I believe in 2006 the first Intel Mac was the consumer MacBook. For this transition I would guess:
Fall 2020: new MacBook 12" or MacBook Air, Mac mini / maybe iMac
Spring 2021: MacBook Pro
Fall 2021: iMac
Fall 2022: Mac Pro
The first Intel Mac was the 15" MBP
 
I'm waiting to see how they'll support PCI and Thunderbolt specially.
As far as I know, the A12z has no PCI support on the i/o controller.
Really? I thought they were running PCI-e for the SSD in the iPad? As for Thunderbolt...3 is out of the question and the question will be whether Apple can release the first Apple Silicon Macs with USB4 or not - where Thunderbolt 4 will be integrated and included into that standard. Q4 2020 is actually the target for USB4 on the first consumer devices, so it would certainly not be out of the realm of posibility.
 
Anyone know what this means for the LG Ultrafine series apple is still selling? Will it be incompatible with any new Mac? I'd like to think since these literally are only designed to work with apple devices and the iPad Pro is compatible with it, that this won't be a problem, but who knows?
 
Apple has said they will transition the entire Mac lineup to custom silicon within two years.

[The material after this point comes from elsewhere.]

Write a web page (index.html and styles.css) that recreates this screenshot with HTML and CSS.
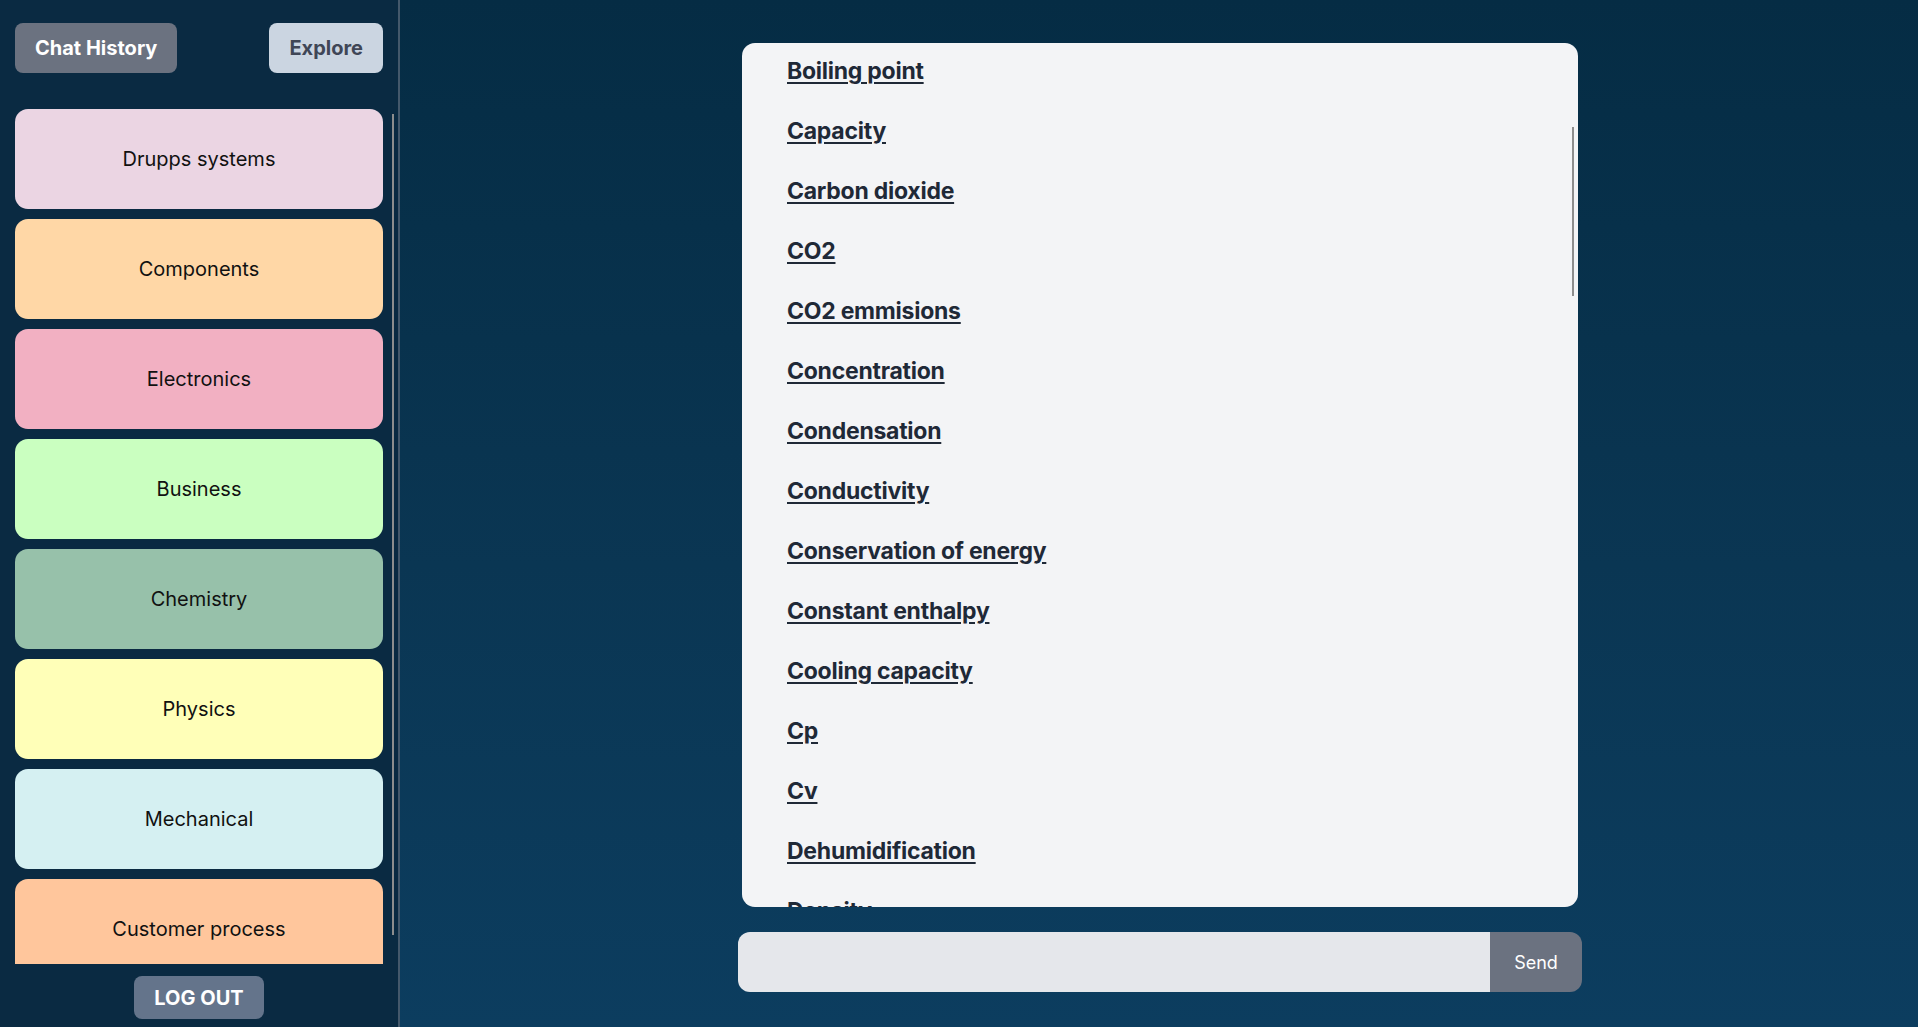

That includes Mac Pro. if they say that, it means they have a roadmap and are confident they can pull it off.

There was a period of time when Apple were confident that the 2013 Mac Pro was the future of their high end desktop strategy. Confidence is not a demonstration.
 
There is a reason they didn’t mention the term ARM once at all in the keynote. It is because Apple’s ISA is probably not compatible fully with the standard ARM instruction set. Well it probably is, but they have probably implemented so many custom instructions in order to integrate functionality fully optimized with their custom chip designs that macOS probably won’t even run on anything other than Apple Silicon at all.

Total ecosystem lockdown....complete...man, once this vision is fully realized within the next 2 years, if SJ was alive, he would've been so happy....I bet he would be grinning ear to ear....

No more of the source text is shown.